**Exercise details**
Give back the full listing, character for character, with no pictures.

**Source excerpt**

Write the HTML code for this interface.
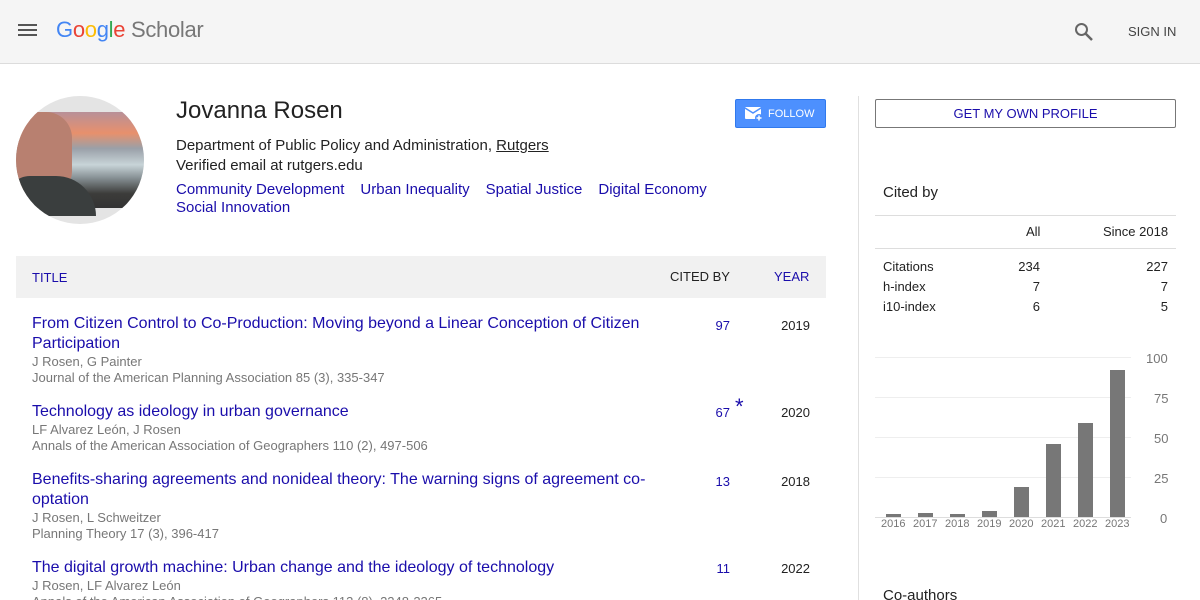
<!DOCTYPE html>
<html><head><meta charset="utf-8"><style>
*{margin:0;padding:0;box-sizing:border-box}
html,body{width:1200px;height:600px;overflow:hidden}
body{font-family:"Liberation Sans",Arial,sans-serif;background:#fff;color:#222;position:relative}
.hdr{position:absolute;left:0;top:0;width:1200px;height:64px;background:#f5f5f5;border-bottom:1px solid #dcdcdc}
.abs{position:absolute}
.row{position:absolute;left:32px;width:794px}
.t{font-size:16px;color:#1a0dab;line-height:20px}
.g{font-size:13px;color:#777;line-height:16px}
.c{position:absolute;right:96px;font-size:13px;color:#1a0dab}
.y{position:absolute;right:16px;font-size:13px;color:#222}
.grid{position:absolute;left:875px;width:256px;height:1px;background:#eee}
.bar{position:absolute;width:15px;background:#777}
.yl{position:absolute;left:1146px;font-size:13px;color:#777}
.xl{position:absolute;top:518px;font-size:11px;color:#777}
td{font-size:13px;height:20px}
</style></head><body>
<div class="hdr">
<div class="abs" style="left:18px;top:24px;width:19px;height:2px;background:#555;box-shadow:0 5px 0 #555,0 10px 0 #555"></div>
<div class="abs" style="left:56px;top:17px;font-size:22px;letter-spacing:-0.3px;line-height:26px"><span style="color:#4285f4">G</span><span style="color:#ea4335">o</span><span style="color:#fbbc05">o</span><span style="color:#4285f4">g</span><span style="color:#34a853">l</span><span style="color:#ea4335">e</span> <span style="color:#777">Scholar</span></div>
<svg class="abs" style="left:1072px;top:20px" width="24" height="24" viewBox="0 0 24 24"><circle cx="9.5" cy="9.5" r="5.5" fill="none" stroke="#666" stroke-width="2"/><path d="M13.5 13.5L20 20" stroke="#666" stroke-width="2.5"/></svg>
<div class="abs" style="left:1128px;top:24px;font-size:13px;color:#444">SIGN IN</div>
</div>
<div class="abs" style="left:16px;top:96px;width:128px;height:128px;border-radius:50%;background:#e4e4e4;overflow:hidden">
<div class="abs" style="left:0;top:16px;width:128px;height:96px;background:linear-gradient(180deg,#b89098 0%,#e8906c 22%,#9aa0a8 38%,#c8d4d8 55%,#8a9498 68%,#3c3c3a 85%,#333 100%)"></div>
<div class="abs" style="left:-4px;top:16px;width:60px;height:80px;border-radius:26px 26px 20px 20px;background:#b88070"></div>
<div class="abs" style="left:-10px;top:80px;width:90px;height:40px;background:#3a3e3e;border-radius:24px 40px 0 0"></div>
</div>
<div class="abs" style="left:176px;top:97px;font-size:24px;color:#222">Jovanna Rosen</div>
<div class="abs" style="left:176px;top:136px;font-size:15px;line-height:20px">Department of Public Policy and Administration, <u>Rutgers</u><br>Verified email at rutgers.edu</div>
<div class="abs" style="left:176px;top:181px;font-size:15px;line-height:18px;color:#1a0dab"><span style="margin-right:16px">Community Development</span><span style="margin-right:16px">Urban Inequality</span><span style="margin-right:16px">Spatial Justice</span>Digital Economy<br>Social Innovation</div>
<div class="abs" style="left:735px;top:99px;width:91px;height:29px;background:#4d90fe;border:1px solid #3079ed;border-radius:2px;color:#fff;font-size:11px;padding:8px 0 0 32px">FOLLOW</div>
<svg class="abs" style="left:744px;top:105px" width="20" height="18" viewBox="0 0 20 18"><rect x="1" y="2" width="16" height="12" rx="1" fill="#fff"/><path d="M1 3l8 5 8-5" stroke="#4d90fe" stroke-width="1.5" fill="none"/><circle cx="15" cy="13" r="4" fill="#4d90fe"/><path d="M15 10.5v5M12.5 13h5" stroke="#fff" stroke-width="1.5"/></svg>
<div class="abs" style="left:16px;top:256px;width:810px;height:42px;background:#f1f1f1;font-size:13px">
<span class="abs" style="left:16px;top:14px;color:#1a0dab">TITLE</span><span class="abs" style="left:654px;top:13px;color:#222">CITED BY</span><span class="abs" style="left:758px;top:13px;color:#1a0dab">YEAR</span></div>
<div class="row" style="top:314px"><div class="t">From Citizen Control to Co-Production: Moving beyond a Linear Conception of Citizen<br>Participation</div><div class="g">J Rosen, G Painter<br>Journal of the American Planning Association 85 (3), 335-347</div><span class="c" style="top:4px">97</span><span class="y" style="top:4px">2019</span></div>
<div class="row" style="top:402px"><div class="t">Technology as ideology in urban governance</div><div class="g">LF Alvarez León, J Rosen<br>Annals of the American Association of Geographers 110 (2), 497-506</div><span class="c" style="top:3px">67</span><span class="abs" style="left:703px;top:-8px;font-size:22px;color:#1a0dab">*</span><span class="y" style="top:3px">2020</span></div>
<div class="row" style="top:470px"><div class="t">Benefits-sharing agreements and nonideal theory: The warning signs of agreement co-<br>optation</div><div class="g">J Rosen, L Schweitzer<br>Planning Theory 17 (3), 396-417</div><span class="c" style="top:4px">13</span><span class="y" style="top:4px">2018</span></div>
<div class="row" style="top:558px"><div class="t">The digital growth machine: Urban change and the ideology of technology</div><div class="g">J Rosen, LF Alvarez León<br>Annals of the American Association of Geographers 113 (8), 2248-2265</div><span class="c" style="top:3px">11</span><span class="y" style="top:3px">2022</span></div>
<div class="abs" style="left:858px;top:96px;width:1px;height:504px;background:#e0e0e0"></div>
<div class="abs" style="left:875px;top:99px;width:301px;height:29px;border:1px solid #777;border-radius:2px;font-size:13px;color:#1a0dab;text-align:center;line-height:27px">GET MY OWN PROFILE</div>
<div class="abs" style="left:883px;top:184px;font-size:15px;color:#222">Cited by</div>
<div class="abs" style="left:875px;top:215px;width:301px;height:1px;background:#ddd"></div>
<div class="abs" style="left:875px;top:248px;width:301px;height:1px;background:#ddd"></div>
<div class="abs" style="left:1026px;top:224px;font-size:13px">All</div>
<div class="abs" style="left:1103px;top:224px;font-size:13px">Since 2018</div>
<table class="abs" style="left:883px;top:256px;width:285px;border-collapse:collapse">
<tr><td>Citations</td><td style="text-align:right;width:90px">234</td><td style="text-align:right;width:128px">227</td></tr>
<tr><td>h-index</td><td style="text-align:right">7</td><td style="text-align:right">7</td></tr>
<tr><td>i10-index</td><td style="text-align:right">6</td><td style="text-align:right">5</td></tr></table>
<div class="grid" style="top:357px"></div><div class="grid" style="top:397px"></div><div class="grid" style="top:437px"></div><div class="grid" style="top:477px"></div><div class="grid" style="top:517px;background:#ddd"></div>
<div class="yl" style="top:351px">100</div><div class="yl" style="top:391px;left:1154px">75</div><div class="yl" style="top:431px;left:1154px">50</div><div class="yl" style="top:471px;left:1154px">25</div><div class="yl" style="top:511px;left:1160px">0</div>
<div class="bar" style="left:886px;top:514px;height:3px"></div>
<div class="bar" style="left:918px;top:513px;height:4px"></div>
<div class="bar" style="left:950px;top:514px;height:3px"></div>
<div class="bar" style="left:982px;top:511px;height:6px"></div>
<div class="bar" style="left:1014px;top:487px;height:30px"></div>
<div class="bar" style="left:1046px;top:444px;height:73px"></div>
<div class="bar" style="left:1078px;top:423px;height:94px"></div>
<div class="bar" style="left:1110px;top:370px;height:147px"></div>
<span class="xl" style="left:881px">2016</span><span class="xl" style="left:913px">2017</span><span class="xl" style="left:945px">2018</span><span class="xl" style="left:977px">2019</span><span class="xl" style="left:1009px">2020</span><span class="xl" style="left:1041px">2021</span><span class="xl" style="left:1073px">2022</span><span class="xl" style="left:1105px">2023</span>
<div class="abs" style="left:883px;top:587px;font-size:15px">Co-authors</div>
</body></html>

**Finished answer**
Write the HTML code for this interface.
<!DOCTYPE html>
<html><head><meta charset="utf-8"><style>
*{margin:0;padding:0;box-sizing:border-box}
html,body{width:1200px;height:600px;overflow:hidden}
body{font-family:"Liberation Sans",Arial,sans-serif;background:#fff;color:#222;position:relative}
.hdr{position:absolute;left:0;top:0;width:1200px;height:64px;background:#f5f5f5;border-bottom:1px solid #dcdcdc}
.abs{position:absolute}
.row{position:absolute;left:32px;width:794px}
.t{font-size:16px;color:#1a0dab;line-height:20px}
.g{font-size:13px;color:#777;line-height:16px}
.c{position:absolute;right:96px;font-size:13px;color:#1a0dab}
.y{position:absolute;right:16px;font-size:13px;color:#222}
.grid{position:absolute;left:875px;width:256px;height:1px;background:#eee}
.bar{position:absolute;width:15px;background:#777}
.yl{position:absolute;left:1146px;font-size:13px;color:#777}
.xl{position:absolute;top:518px;font-size:11px;color:#777}
td{font-size:13px;height:20px}
</style></head><body>
<div class="hdr">
<div class="abs" style="left:18px;top:24px;width:19px;height:2px;background:#555;box-shadow:0 5px 0 #555,0 10px 0 #555"></div>
<div class="abs" style="left:56px;top:17px;font-size:22px;letter-spacing:-0.3px;line-height:26px"><span style="color:#4285f4">G</span><span style="color:#ea4335">o</span><span style="color:#fbbc05">o</span><span style="color:#4285f4">g</span><span style="color:#34a853">l</span><span style="color:#ea4335">e</span> <span style="color:#777">Scholar</span></div>
<svg class="abs" style="left:1072px;top:20px" width="24" height="24" viewBox="0 0 24 24"><circle cx="9.5" cy="9.5" r="5.5" fill="none" stroke="#666" stroke-width="2"/><path d="M13.5 13.5L20 20" stroke="#666" stroke-width="2.5"/></svg>
<div class="abs" style="left:1128px;top:24px;font-size:13px;color:#444">SIGN IN</div>
</div>
<div class="abs" style="left:16px;top:96px;width:128px;height:128px;border-radius:50%;background:#e4e4e4;overflow:hidden">
<div class="abs" style="left:0;top:16px;width:128px;height:96px;background:linear-gradient(180deg,#b89098 0%,#e8906c 22%,#9aa0a8 38%,#c8d4d8 55%,#8a9498 68%,#3c3c3a 85%,#333 100%)"></div>
<div class="abs" style="left:-4px;top:16px;width:60px;height:80px;border-radius:26px 26px 20px 20px;background:#b88070"></div>
<div class="abs" style="left:-10px;top:80px;width:90px;height:40px;background:#3a3e3e;border-radius:24px 40px 0 0"></div>
</div>
<div class="abs" style="left:176px;top:97px;font-size:24px;color:#222">Jovanna Rosen</div>
<div class="abs" style="left:176px;top:136px;font-size:15px;line-height:20px">Department of Public Policy and Administration, <u>Rutgers</u><br>Verified email at rutgers.edu</div>
<div class="abs" style="left:176px;top:181px;font-size:15px;line-height:18px;color:#1a0dab"><span style="margin-right:16px">Community Development</span><span style="margin-right:16px">Urban Inequality</span><span style="margin-right:16px">Spatial Justice</span>Digital Economy<br>Social Innovation</div>
<div class="abs" style="left:735px;top:99px;width:91px;height:29px;background:#4d90fe;border:1px solid #3079ed;border-radius:2px;color:#fff;font-size:11px;padding:8px 0 0 32px">FOLLOW</div>
<svg class="abs" style="left:744px;top:105px" width="20" height="18" viewBox="0 0 20 18"><rect x="1" y="2" width="16" height="12" rx="1" fill="#fff"/><path d="M1 3l8 5 8-5" stroke="#4d90fe" stroke-width="1.5" fill="none"/><circle cx="15" cy="13" r="4" fill="#4d90fe"/><path d="M15 10.5v5M12.5 13h5" stroke="#fff" stroke-width="1.5"/></svg>
<div class="abs" style="left:16px;top:256px;width:810px;height:42px;background:#f1f1f1;font-size:13px">
<span class="abs" style="left:16px;top:14px;color:#1a0dab">TITLE</span><span class="abs" style="left:654px;top:13px;color:#222">CITED BY</span><span class="abs" style="left:758px;top:13px;color:#1a0dab">YEAR</span></div>
<div class="row" style="top:314px"><div class="t">From Citizen Control to Co-Production: Moving beyond a Linear Conception of Citizen<br>Participation</div><div class="g">J Rosen, G Painter<br>Journal of the American Planning Association 85 (3), 335-347</div><span class="c" style="top:4px">97</span><span class="y" style="top:4px">2019</span></div>
<div class="row" style="top:402px"><div class="t">Technology as ideology in urban governance</div><div class="g">LF Alvarez León, J Rosen<br>Annals of the American Association of Geographers 110 (2), 497-506</div><span class="c" style="top:3px">67</span><span class="abs" style="left:703px;top:-8px;font-size:22px;color:#1a0dab">*</span><span class="y" style="top:3px">2020</span></div>
<div class="row" style="top:470px"><div class="t">Benefits-sharing agreements and nonideal theory: The warning signs of agreement co-<br>optation</div><div class="g">J Rosen, L Schweitzer<br>Planning Theory 17 (3), 396-417</div><span class="c" style="top:4px">13</span><span class="y" style="top:4px">2018</span></div>
<div class="row" style="top:558px"><div class="t">The digital growth machine: Urban change and the ideology of technology</div><div class="g">J Rosen, LF Alvarez León<br>Annals of the American Association of Geographers 113 (8), 2248-2265</div><span class="c" style="top:3px">11</span><span class="y" style="top:3px">2022</span></div>
<div class="abs" style="left:858px;top:96px;width:1px;height:504px;background:#e0e0e0"></div>
<div class="abs" style="left:875px;top:99px;width:301px;height:29px;border:1px solid #777;border-radius:2px;font-size:13px;color:#1a0dab;text-align:center;line-height:27px">GET MY OWN PROFILE</div>
<div class="abs" style="left:883px;top:184px;font-size:15px;color:#222">Cited by</div>
<div class="abs" style="left:875px;top:215px;width:301px;height:1px;background:#ddd"></div>
<div class="abs" style="left:875px;top:248px;width:301px;height:1px;background:#ddd"></div>
<div class="abs" style="left:1026px;top:224px;font-size:13px">All</div>
<div class="abs" style="left:1103px;top:224px;font-size:13px">Since 2018</div>
<table class="abs" style="left:883px;top:256px;width:285px;border-collapse:collapse">
<tr><td>Citations</td><td style="text-align:right;width:90px">234</td><td style="text-align:right;width:128px">227</td></tr>
<tr><td>h-index</td><td style="text-align:right">7</td><td style="text-align:right">7</td></tr>
<tr><td>i10-index</td><td style="text-align:right">6</td><td style="text-align:right">5</td></tr></table>
<div class="grid" style="top:357px"></div><div class="grid" style="top:397px"></div><div class="grid" style="top:437px"></div><div class="grid" style="top:477px"></div><div class="grid" style="top:517px;background:#ddd"></div>
<div class="yl" style="top:351px">100</div><div class="yl" style="top:391px;left:1154px">75</div><div class="yl" style="top:431px;left:1154px">50</div><div class="yl" style="top:471px;left:1154px">25</div><div class="yl" style="top:511px;left:1160px">0</div>
<div class="bar" style="left:886px;top:514px;height:3px"></div>
<div class="bar" style="left:918px;top:513px;height:4px"></div>
<div class="bar" style="left:950px;top:514px;height:3px"></div>
<div class="bar" style="left:982px;top:511px;height:6px"></div>
<div class="bar" style="left:1014px;top:487px;height:30px"></div>
<div class="bar" style="left:1046px;top:444px;height:73px"></div>
<div class="bar" style="left:1078px;top:423px;height:94px"></div>
<div class="bar" style="left:1110px;top:370px;height:147px"></div>
<span class="xl" style="left:881px">2016</span><span class="xl" style="left:913px">2017</span><span class="xl" style="left:945px">2018</span><span class="xl" style="left:977px">2019</span><span class="xl" style="left:1009px">2020</span><span class="xl" style="left:1041px">2021</span><span class="xl" style="left:1073px">2022</span><span class="xl" style="left:1105px">2023</span>
<div class="abs" style="left:883px;top:587px;font-size:15px">Co-authors</div>
</body></html>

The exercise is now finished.